A reranker can be a cross-encoder, an LLM scoring function, or a business rule. This simple example boosts chunks whose text contains a query term:

def simple_rerank(payload):
    query_text = payload["query"].get("text") or ""
    query_terms = set(re.findall(r"[a-z0-9]+", query_text.lower()))
    scored = []

    for item in payload["items"]:
        field = item.get("field") or {}
        haystack = f"{field.get('title', '')} {field.get('text', '')}".lower()
        overlap = sum(1 for term in query_terms if term in haystack)
        scored.append((item["id"], float(overlap)))

    return scored

reranked = collection.hybrid_search(
    vector=query_vector,
    text=question,
    text_fields=["title", "text"],
    where="tenant = 'acme'",
    candidate_limit=20,
    k=10,
    reranker=simple_rerank,
    rerank_k=3,
    return_fields=True,
)

print(reranked.to_list())

Set rerank_with_fields=True when the reranker needs fields but the final response does not need to return them.

10. Build an LLM prompt¶

def build_prompt(question: str, rows: list[dict]) -> str:
    context_blocks = []
    for i, row in enumerate(rows, start=1):
        context_blocks.append(
            f"[{i}] {row.get('title', '')}\n"
            f"source: {row.get('source', '')}\n"
            f"{row.get('text', '')}"
        )

    context = "\n\n".join(context_blocks)
    return (
        "Answer the question using only the context below.\n\n"
        f"Context:\n{context}\n\n"
        f"Question: {question}\n"
        "Answer:"
    )

prompt = build_prompt(question, reranked.to_list())
print(prompt)

Pass this prompt to your LLM client. Keep citations by carrying source, doc_id, and chunk_index in metadata.
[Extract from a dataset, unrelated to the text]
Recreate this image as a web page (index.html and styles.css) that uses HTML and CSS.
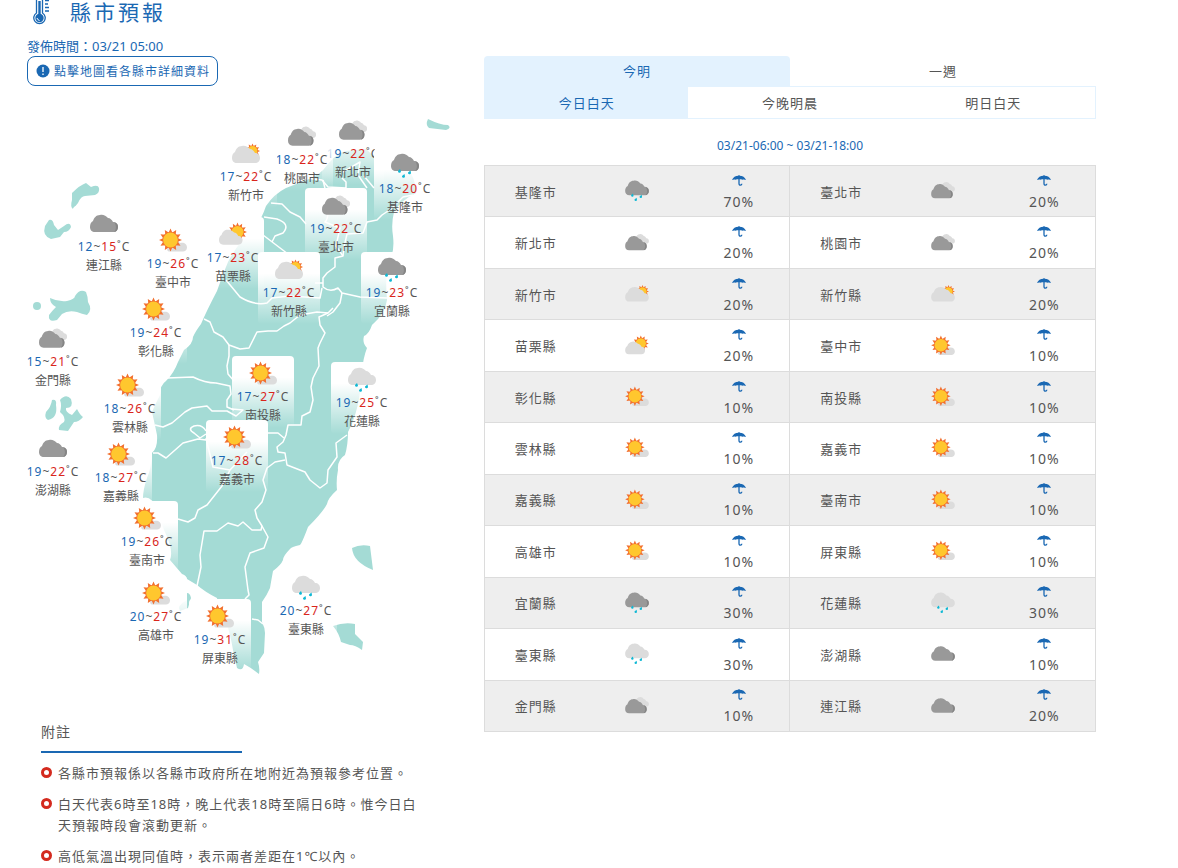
FILE: index.html
```html
<!DOCTYPE html>
<html lang="zh-Hant">
<head>
<meta charset="utf-8">
<title>縣市預報</title>
<link rel="stylesheet" href="styles.css">
</head>
<body>
<svg class="sprite" aria-hidden="true">
  <defs>
    <path id="cloud-shape" d="M5 18C2 18 0 16 0 13C0 10 1 8 3 7C4 4 6 1 10 1C13 0 16 2 18 4C20 4 22 6 23 8C26 8 28 10 28 13C28 16 26 18 23 18Z"/>
    <path id="cloud-edge" d="M24.500 8.500C27 9 28 10.500 28 13C28 16 26 18 24 18C26.500 15.500 26.500 11.500 24.500 8.500Z"/>
    <g id="sun-shape">
      <polygon fill="#f2702f" points="0,-11.5 1.8,-7.4 5.7,-10 5.2,-5.2 10,-5.7 7.4,-1.8 11.5,0 7.4,1.8 10,5.7 5.2,5.2 5.7,10 1.8,7.4 0,11.5 -1.8,7.4 -5.7,10 -5.2,5.2 -10,5.7 -7.4,1.8 -11.5,0 -7.4,-1.8 -10,-5.7 -5.2,-5.2 -5.7,-10 -1.8,-7.4"/>
      <circle r="8" fill="#f2702f"/>
      <circle r="7.4" fill="#ffc72e"/>
    </g>
    <g id="drops" fill="#0fb8d4">
      <path d="M9 16l1 2.500a1.500 1.500 0 1 1-3-.5z"/>
      <path d="M19.500 17.500l.5 2.500a1.500 1.500 0 1 1-3-.5z"/>
      <path d="M13.500 21l.5 2.500a1.500 1.500 0 1 1-3-.5z"/>
    </g>
  </defs>
  <symbol id="overcast" viewBox="0 0 28 26">
    <use href="#cloud-shape" y="3" fill="#999"/><use href="#cloud-edge" y="3" fill="#858585"/>
  </symbol>
  <symbol id="rain-dark" viewBox="0 0 28 26">
    <use href="#cloud-shape" fill="#999"/><use href="#cloud-edge" fill="#858585"/><use href="#drops"/>
  </symbol>
  <symbol id="rain-light" viewBox="0 0 28 26">
    <use href="#cloud-shape" fill="#dcdcdc"/><use href="#drops"/>
  </symbol>
  <symbol id="cloudy" viewBox="0 0 28 26">
    <g transform="translate(11 2) scale(.61 .66)"><use href="#cloud-shape" fill="#dcdcdc"/></g>
    <g transform="translate(0 4) scale(.91 .98)"><use href="#cloud-shape" fill="#999"/><use href="#cloud-edge" fill="#858585"/></g>
  </symbol>
  <symbol id="partly" viewBox="0 0 28 26">
    <g transform="translate(20.500 10) scale(.66)"><use href="#sun-shape"/></g>
    <use href="#cloud-shape" y="4" fill="#dcdcdc"/>
  </symbol>
  <symbol id="partly-sun" viewBox="0 0 28 26">
    <g transform="translate(18.500 10) scale(.82)"><use href="#sun-shape"/></g>
    <g transform="translate(0 7) scale(.84 .87)"><use href="#cloud-shape" fill="#dcdcdc"/></g>
  </symbol>
  <symbol id="sunny" viewBox="0 0 28 26">
    <path fill="#dcdcdc" d="M10 23.500C7 23 8 19 11 19C14 13 19 13 21 15C25 14 28 16 28 19.500C28 22 26 23.500 24 23.500Z"/>
    <use href="#sun-shape" x="11.500" y="12"/>
  </symbol>
  <symbol id="umbrella" viewBox="0 0 14 11">
    <path fill="#1a68b3" d="M0 5C1 2 3.500 .8 6.500.7V0h1v.7C10.500 .8 13 2 14 5C12.500 4.300 11.500 4.300 10.500 4.800C9 4.200 5 4.200 3.500 4.800C2.500 4.300 1.500 4.300 0 5Z"/>
    <path fill="none" stroke="#1a68b3" stroke-width="1.300" d="M7 4v4.500q0 1.700 1.500 1.600q1.300-.1 1.300-1.400"/>
  </symbol>
</svg>

<main class="page">
  <section class="overview">
    <h1 class="title">
      <svg class="title-icon" viewBox="0 0 18 32" aria-hidden="true">
        <g fill="none" stroke="#1a68b3">
          <path stroke-width="1.300" d="M4.500 20V4q0-3 3-3t3 3v16a5.700 5.700 0 1 1-6 0z"/>
          <path stroke-width="1.300" d="M13 4h4M13 7.500h4M13 11h3M13 14.500h4M13 18h4"/>
        </g>
        <circle cx="7.500" cy="25" r="4.200" fill="#1a68b3"/>
        <path fill="#1a68b3" d="M6.300 8h2.400v14H6.300z"/>
        <path fill="none" stroke="#fff" d="M5 25q.5 2 2.500 2.500"/>
      </svg>縣市預報</h1>
    <p class="issued">發佈時間：03/21 05:00</p>
    <button class="hint" type="button">
      <svg class="hint-icon" viewBox="0 0 14 14" aria-hidden="true"><circle cx="7" cy="7" r="6.500" fill="#1a68b3"/><path stroke="#fff" stroke-width="1.300" d="M7 3v5M7 9.500V11"/></svg>點擊地圖看各縣市詳細資料</button>

    <div class="map">
      <svg class="map-shape" viewBox="27 108 430 572" aria-hidden="true">
        <g fill="#a4dbd5">
          <path d="M228 262Q238 242 255 228Q262 218 266 206Q274 194 286 188L304 181Q320 176 328 164Q337 153 346 151L366 149Q374 157 385 162L406 166Q416 178 416 193Q400 201 394 212Q391 224 393 236Q395 254 388 262Q385 278 387 300Q385 314 372 325Q369 334 364 336Q362 343 367 348Q363 358 362 372Q360 410 348 432Q348 445 345 455Q337 460 338 470Q336 480 337 490Q328 498 327 504Q323 512 308 527Q302 543 300 545Q291 547 290 549Q283 556 283 560Q281 565 273 571Q271 582 270 588Q267 595 262 602V622Q265 628 265 633L264 653L258 662Q260 668 259 674Q253 669 244 664Q243 672 237 668L233 650Q228 620 218 605L217 598Q205 592 197 585L187 579Q186 575 182 574L170 560Q174 550 164 530L158 510Q151 495 143 498Q143 490 147 478Q151 470 152 453Q158 448 157 435Q155 425 152 412Q155 405 160 395Q160 385 166 381Q174 373 178 362L184 350Q193 344 193 337Q195 332 201 324Q207 310 217 291Q222 276 228 262Z"/>
          <path d="M428 119Q440 125 448 125Q452 128 446 130L429 128Q425 125 428 119Z"/>
          <path d="M72 193Q80 185 86 183L91 187Q98 184 99 188Q100 193 95 195L85 196Q81 196 78 203L73 209Q70 207 72 200Z"/>
          <path d="M49 220Q53 219 54 225L58 230L64 226Q70 221 71 227Q69 232 64 232L60 237L51 239Q42 236 45 226Z"/>
          <circle cx="37" cy="306" r="4"/>
          <path d="M50 298Q58 302 67 301Q75 299 75 296Q80 288 86 292Q88 297 88 302Q93 310 87 315Q82 314 77 312Q68 310 62 314L57 320Q48 323 49 315Q52 311 56 307Q50 304 50 298Z"/>
          <path d="M52 400Q57 399 56 405Q58 418 48 420Q44 418 46 412Q51 407 52 400Z"/>
          <path d="M60 400Q66 393 71 399Q74 408 66 408Q65 412 72 415L77 409Q80 415 83 417Q79 422 74 422L68 431L59 430Q58 425 64 422Q66 417 60 412Q62 405 60 400Z"/>
          <path d="M352 548Q360 544 370 546L373 570Q353 562 352 548Z"/>
          <path d="M333 626Q344 622 355 624L355 634L363 642L362 650Q355 645 350 645L341 642Q339 633 333 626Z"/>
          <path d="M187 593Q190 593 191 598L188 608L180 611Q176 606 187 600Z"/>
        </g>
        <g fill="none" stroke="#fff" stroke-width="1.500" stroke-linejoin="round">
          <path d="M271 203L282 204L290 212L300 217L306 224"/>
          <path d="M264 217L277 219Q291 224 283 233L275 236L272 242M263 235L288 254"/>
          <path d="M306 178L322 180L328 187L346 188V182L342 178M343 172L360 162L358 175L367 188M364 176L374 188"/>
          <path d="M413 195L403 197L391 209L382 215L377 220L367 222L363 233L347 234L344 247L343 256L335 258V267L327 273L323 278V287Q330 293 338 288L342 293L360 297L387 298"/>
          <path d="M323 180Q332 216 325 222L340 228L336 246L343 256M315 283H323M342 293L340 303L333 312L327 316"/>
          <path d="M226 280L240 297Q255 306 267 303L272 298L290 296L320 298L322 288"/>
          <path d="M204 319L210 322L214 332L223 337L229 345L240 349L249 348L257 332L268 331L277 331L284 326L290 323L300 315L317 312L328 313L333 308"/>
          <path d="M229 345L229 356L227 366L228 374L234 381M167 378L193 377Q205 383 216 383L230 386L231 394L227 400V407L234 410"/>
          <path d="M328 313L319 317L320 325L325 333L320 343L318 348L319 366L313 378L311 387L313 400L310 412L302 416L301 425H288L286 435L283 442L277 447L278 452L285 453L287 465L305 472L310 480L320 488L327 483L328 470L337 457L336 443L347 435"/>
          <path d="M155 425L163 427L172 423L185 412L192 408L207 406L212 411L227 411L236 416L243 410L232 409"/>
          <path d="M153 453L158 453L166 458L183 443L198 439L206 440M206 431Q202 424 194 426Q187 429 194 433L200 438L206 434M206 438L213 467L230 470L247 452M230 470L222 486L207 505L198 510L195 518L188 522L178 519M268 433L278 433L284 438"/>
          <path d="M285 460L275 462L267 468L263 480L266 490L262 502L255 510L257 518L262 526L261 530L252 530L243 522L238 526L228 523L217 531H204L200 555L201 567L197 586"/>
          <path d="M262 526L268 537L264 548L250 553L245 567L248 590L249 595L245 599M252 619L258 620L263 624"/>
        </g>
      </svg>
      <a class="pin" href="#" style="left:295px;top:5px"><svg><use href="#cloudy"/></svg><span class="temp"><b class="low">19</b>~<b class="high">22</b>˚C</span><span class="name">新北市</span></a>
      <a class="pin" href="#" style="left:347px;top:40px"><svg><use href="#rain-dark"/></svg><span class="temp"><b class="low">18</b>~<b class="high">20</b>˚C</span><span class="name">基隆市</span></a>
      <a class="pin" href="#" style="left:278px;top:80px"><svg><use href="#cloudy"/></svg><span class="temp"><b class="low">19</b>~<b class="high">22</b>˚C</span><span class="name">臺北市</span></a>
      <a class="pin" href="#" style="left:244px;top:11px"><svg><use href="#cloudy"/></svg><span class="temp"><b class="low">18</b>~<b class="high">22</b>˚C</span><span class="name">桃園市</span></a>
      <a class="pin" href="#" style="left:188px;top:28px"><svg><use href="#partly"/></svg><span class="temp"><b class="low">17</b>~<b class="high">22</b>˚C</span><span class="name">新竹市</span></a>
      <a class="pin" href="#" style="left:175px;top:109px"><svg><use href="#partly-sun"/></svg><span class="temp"><b class="low">17</b>~<b class="high">23</b>˚C</span><span class="name">苗栗縣</span></a>
      <a class="pin" href="#" style="left:231px;top:144px"><svg><use href="#partly"/></svg><span class="temp"><b class="low">17</b>~<b class="high">22</b>˚C</span><span class="name">新竹縣</span></a>
      <a class="pin" href="#" style="left:115px;top:115px"><svg><use href="#sunny"/></svg><span class="temp"><b class="low">19</b>~<b class="high">26</b>˚C</span><span class="name">臺中市</span></a>
      <a class="pin" href="#" style="left:98px;top:184px"><svg><use href="#sunny"/></svg><span class="temp"><b class="low">19</b>~<b class="high">24</b>˚C</span><span class="name">彰化縣</span></a>
      <a class="pin" href="#" style="left:205px;top:248px"><svg><use href="#sunny"/></svg><span class="temp"><b class="low">17</b>~<b class="high">27</b>˚C</span><span class="name">南投縣</span></a>
      <a class="pin" href="#" style="left:72px;top:260px"><svg><use href="#sunny"/></svg><span class="temp"><b class="low">18</b>~<b class="high">26</b>˚C</span><span class="name">雲林縣</span></a>
      <a class="pin" href="#" style="left:63px;top:329px"><svg><use href="#sunny"/></svg><span class="temp"><b class="low">18</b>~<b class="high">27</b>˚C</span><span class="name">嘉義縣</span></a>
      <a class="pin" href="#" style="left:179px;top:312px"><svg><use href="#sunny"/></svg><span class="temp"><b class="low">17</b>~<b class="high">28</b>˚C</span><span class="name">嘉義市</span></a>
      <a class="pin" href="#" style="left:89px;top:393px"><svg><use href="#sunny"/></svg><span class="temp"><b class="low">19</b>~<b class="high">26</b>˚C</span><span class="name">臺南市</span></a>
      <a class="pin" href="#" style="left:98px;top:468px"><svg><use href="#sunny"/></svg><span class="temp"><b class="low">20</b>~<b class="high">27</b>˚C</span><span class="name">高雄市</span></a>
      <a class="pin" href="#" style="left:162px;top:491px"><svg><use href="#sunny"/></svg><span class="temp"><b class="low">19</b>~<b class="high">31</b>˚C</span><span class="name">屏東縣</span></a>
      <a class="pin" href="#" style="left:334px;top:144px"><svg><use href="#rain-dark"/></svg><span class="temp"><b class="low">19</b>~<b class="high">23</b>˚C</span><span class="name">宜蘭縣</span></a>
      <a class="pin" href="#" style="left:304px;top:254px"><svg><use href="#rain-light"/></svg><span class="temp"><b class="low">19</b>~<b class="high">25</b>˚C</span><span class="name">花蓮縣</span></a>
      <a class="pin" href="#" style="left:248px;top:462px"><svg><use href="#rain-light"/></svg><span class="temp"><b class="low">20</b>~<b class="high">27</b>˚C</span><span class="name">臺東縣</span></a>
      <a class="pin" href="#" style="left:-5px;top:323px"><svg><use href="#overcast"/></svg><span class="temp"><b class="low">19</b>~<b class="high">22</b>˚C</span><span class="name">澎湖縣</span></a>
      <a class="pin" href="#" style="left:-5px;top:213px"><svg><use href="#cloudy"/></svg><span class="temp"><b class="low">15</b>~<b class="high">21</b>˚C</span><span class="name">金門縣</span></a>
      <a class="pin" href="#" style="left:46px;top:98px"><svg><use href="#overcast"/></svg><span class="temp"><b class="low">12</b>~<b class="high">15</b>˚C</span><span class="name">連江縣</span></a>
    </div>

    <section class="notes">
      <h2 class="notes-title">附註</h2>
      <ul class="notes-list">
        <li>各縣市預報係以各縣市政府所在地附近為預報參考位置。</li>
        <li>白天代表6時至18時，晚上代表18時至隔日6時。惟今日白天預報時段會滾動更新。</li>
        <li>高低氣溫出現同值時，表示兩者差距在1℃以內。</li>
      </ul>
    </section>
  </section>

  <section class="forecast">
    <div class="tabs"><button class="tab active" type="button">今明</button><button class="tab" type="button">一週</button></div>
    <div class="subtabs"><button class="subtab active" type="button">今日白天</button><button class="subtab" type="button">今晚明晨</button><button class="subtab" type="button">明日白天</button></div>
    <p class="period">03/21-06:00 ~ 03/21-18:00</p>
    <table class="cities">
      <tbody>
        <tr><th scope="row">基隆市</th><td><svg class="sky"><use href="#rain-dark"/></svg></td><td><svg class="rain"><use href="#umbrella"/></svg>70%</td><th scope="row">臺北市</th><td><svg class="sky"><use href="#cloudy"/></svg></td><td><svg class="rain"><use href="#umbrella"/></svg>20%</td></tr>
        <tr><th scope="row">新北市</th><td><svg class="sky"><use href="#cloudy"/></svg></td><td><svg class="rain"><use href="#umbrella"/></svg>20%</td><th scope="row">桃園市</th><td><svg class="sky"><use href="#cloudy"/></svg></td><td><svg class="rain"><use href="#umbrella"/></svg>20%</td></tr>
        <tr><th scope="row">新竹市</th><td><svg class="sky"><use href="#partly"/></svg></td><td><svg class="rain"><use href="#umbrella"/></svg>20%</td><th scope="row">新竹縣</th><td><svg class="sky"><use href="#partly"/></svg></td><td><svg class="rain"><use href="#umbrella"/></svg>20%</td></tr>
        <tr><th scope="row">苗栗縣</th><td><svg class="sky"><use href="#partly-sun"/></svg></td><td><svg class="rain"><use href="#umbrella"/></svg>20%</td><th scope="row">臺中市</th><td><svg class="sky"><use href="#sunny"/></svg></td><td><svg class="rain"><use href="#umbrella"/></svg>10%</td></tr>
        <tr><th scope="row">彰化縣</th><td><svg class="sky"><use href="#sunny"/></svg></td><td><svg class="rain"><use href="#umbrella"/></svg>10%</td><th scope="row">南投縣</th><td><svg class="sky"><use href="#sunny"/></svg></td><td><svg class="rain"><use href="#umbrella"/></svg>10%</td></tr>
        <tr><th scope="row">雲林縣</th><td><svg class="sky"><use href="#sunny"/></svg></td><td><svg class="rain"><use href="#umbrella"/></svg>10%</td><th scope="row">嘉義市</th><td><svg class="sky"><use href="#sunny"/></svg></td><td><svg class="rain"><use href="#umbrella"/></svg>10%</td></tr>
        <tr><th scope="row">嘉義縣</th><td><svg class="sky"><use href="#sunny"/></svg></td><td><svg class="rain"><use href="#umbrella"/></svg>10%</td><th scope="row">臺南市</th><td><svg class="sky"><use href="#sunny"/></svg></td><td><svg class="rain"><use href="#umbrella"/></svg>10%</td></tr>
        <tr><th scope="row">高雄市</th><td><svg class="sky"><use href="#sunny"/></svg></td><td><svg class="rain"><use href="#umbrella"/></svg>10%</td><th scope="row">屏東縣</th><td><svg class="sky"><use href="#sunny"/></svg></td><td><svg class="rain"><use href="#umbrella"/></svg>10%</td></tr>
        <tr><th scope="row">宜蘭縣</th><td><svg class="sky"><use href="#rain-dark"/></svg></td><td><svg class="rain"><use href="#umbrella"/></svg>30%</td><th scope="row">花蓮縣</th><td><svg class="sky"><use href="#rain-light"/></svg></td><td><svg class="rain"><use href="#umbrella"/></svg>30%</td></tr>
        <tr><th scope="row">臺東縣</th><td><svg class="sky"><use href="#rain-light"/></svg></td><td><svg class="rain"><use href="#umbrella"/></svg>30%</td><th scope="row">澎湖縣</th><td><svg class="sky"><use href="#overcast"/></svg></td><td><svg class="rain"><use href="#umbrella"/></svg>10%</td></tr>
        <tr><th scope="row">金門縣</th><td><svg class="sky"><use href="#cloudy"/></svg></td><td><svg class="rain"><use href="#umbrella"/></svg>10%</td><th scope="row">連江縣</th><td><svg class="sky"><use href="#overcast"/></svg></td><td><svg class="rain"><use href="#umbrella"/></svg>20%</td></tr>
      </tbody>
    </table>
  </section>
</main>
</body>
</html>
```
FILE: styles.css
```css
*, *::before { box-sizing: border-box; }
body {
  margin: 0;
  background: #fff;
  color: #555;
  font-family: "Noto Sans", "Noto Sans CJK TC", sans-serif;
  font-size: 13px;
  letter-spacing: 1px;
}
.sprite { position: absolute; width: 0; height: 0; }
h1, h2, p, ul { margin: 0; padding: 0; font-weight: 400; }
button { font: inherit; letter-spacing: inherit; color: inherit; cursor: pointer; }

.page {
  display: grid;
  grid-template-columns: 457px minmax(0, 1fr);
  padding: 0 82px 0 27px;
}

.title {
  display: flex;
  align-items: center;
  gap: 20px;
  height: 24px;
  padding-left: 5px;
  color: #1a68b3;
  font-size: 21px;
  line-height: 24px;
  letter-spacing: 3px;
}
.title-icon { flex: none; width: 18px; height: 32px; margin-top: -6px; }
.issued {
  margin-top: 12px;
  color: #1a68b3;
  line-height: 20px;
  letter-spacing: 0;
}
.hint {
  display: flex;
  align-items: center;
  gap: 4px;
  height: 30px;
  padding: 0 7px 0 8px;
  border: 1px solid #1a68b3;
  border-radius: 8px;
  background: #fff;
  color: #1a68b3;
  font-size: 12px;
}
.hint-icon { width: 14px; height: 14px; }

.map { position: relative; width: 430px; height: 572px; margin-top: 22px; }
.map-shape { display: block; width: 100%; height: 100%; }
.pin {
  position: absolute;
  display: flex;
  flex-direction: column;
  align-items: center;
  width: 62px;
  height: 72px;
  padding-top: 5px;
  border-radius: 4px;
  background: linear-gradient(#fff 30%, rgba(255, 255, 255, 0));
  color: #555;
  font-size: 12px;
  text-decoration: none;
  white-space: nowrap;
}
.pin svg { flex: none; width: 28px; height: 26px; margin-bottom: 1px; }
.temp { line-height: 18px; }
.temp b { font-weight: 400; }
.low { color: #1a68b3; }
.high { color: #d9261c; }
.name { line-height: 20px; letter-spacing: 0; }

.notes { padding: 40px 56px 0 14px; }
.notes-title {
  width: 201px;
  padding-bottom: 7px;
  border-bottom: 2px solid #1a68b3;
  font-size: 14px;
  line-height: 24px;
}
.notes-list {
  display: grid;
  gap: 10px;
  padding-top: 10px;
  list-style: none;
  line-height: 21px;
}
.notes-list li {
  display: grid;
  grid-template-columns: 11px 1fr;
  gap: 6px;
}
.notes-list li::before {
  content: "";
  width: 11px;
  height: 11px;
  margin-top: 4px;
  border: 3px solid #d42a1e;
  border-radius: 50%;
}

.forecast { padding-top: 56px; }
.tabs, .subtabs { display: flex; }
.tab, .subtab { flex: 1; padding: 0; border: 0; background: none; }
.tab { height: 30px; padding-bottom: 2px; border-radius: 4px 4px 0 0; }
.subtabs { height: 33px; border: 1px solid #e3f2fe; }
.active { background: #e3f2fe; color: #1a68b3; }
.period {
  margin: 17px 0 9px;
  color: #1a68b3;
  font-size: 12px;
  line-height: 20px;
  letter-spacing: 0;
  text-align: center;
}
.cities {
  width: 100%;
  height: 567px;
  table-layout: fixed;
  border: 1px solid #dcdcdc;
  border-collapse: collapse;
  text-align: center;
}
.cities tr { border-bottom: 1px solid #dcdcdc; }
.cities tr:nth-child(odd) { background: #eee; }
.cities th, .cities td { padding: 0; font-weight: 400; }
.cities th:nth-child(4) { border-left: 1px solid #dcdcdc; }
.cities td { font-size: 14px; line-height: 20px; }
.sky { display: block; width: 24px; height: 22px; margin: 0 auto; }
.rain { display: block; width: 14px; height: 11px; margin: 4px auto 6px; }
```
11. Update changed documents¶

When a source document changes, upsert its chunks. This example updates one chunk by ID:

updated_text = "Start the server with lynse serve --host 0.0.0.0 --port 7637."
updated_field = {
    "doc_id": "local-remote",
    "chunk_index": 0,
    "title": "Local and remote mode",
    "tenant": "acme",
    "lang": "en",
    "text": updated_text,
    "source": "local-remote#0",
}

collection.upsert(
    ids="local-remote#0",
    vectors=embed_text(f"{updated_field['title']} {updated_text}"),
    fields=updated_field,
)
collection.commit()

If the number of chunks changes, delete old chunk IDs that no longer exist:

collection.delete([old_chunk_id])
collection.commit()

Run compact() later during maintenance if many rows have been tombstoned.

12. RAG checklist¶

Pick an embedding model and record its dimension and metric.
Normalize vectors if your metric strategy requires it.
Use one stable public string or integer ID per chunk.
Store source metadata needed for filtering and citations.
Use where for tenant, permission, language, source, and freshness filters.
Start with FLAT-COS or FLAT-L2 as a baseline.
Evaluate HNSW-*, IVF-*, SPANN-*, DiskANN-*, or quantized indexes against known questions.
Use hybrid search when exact terms matter.
Add a reranker when final ordering quality matters.
Snapshot or export before migrations and large re-indexing jobs.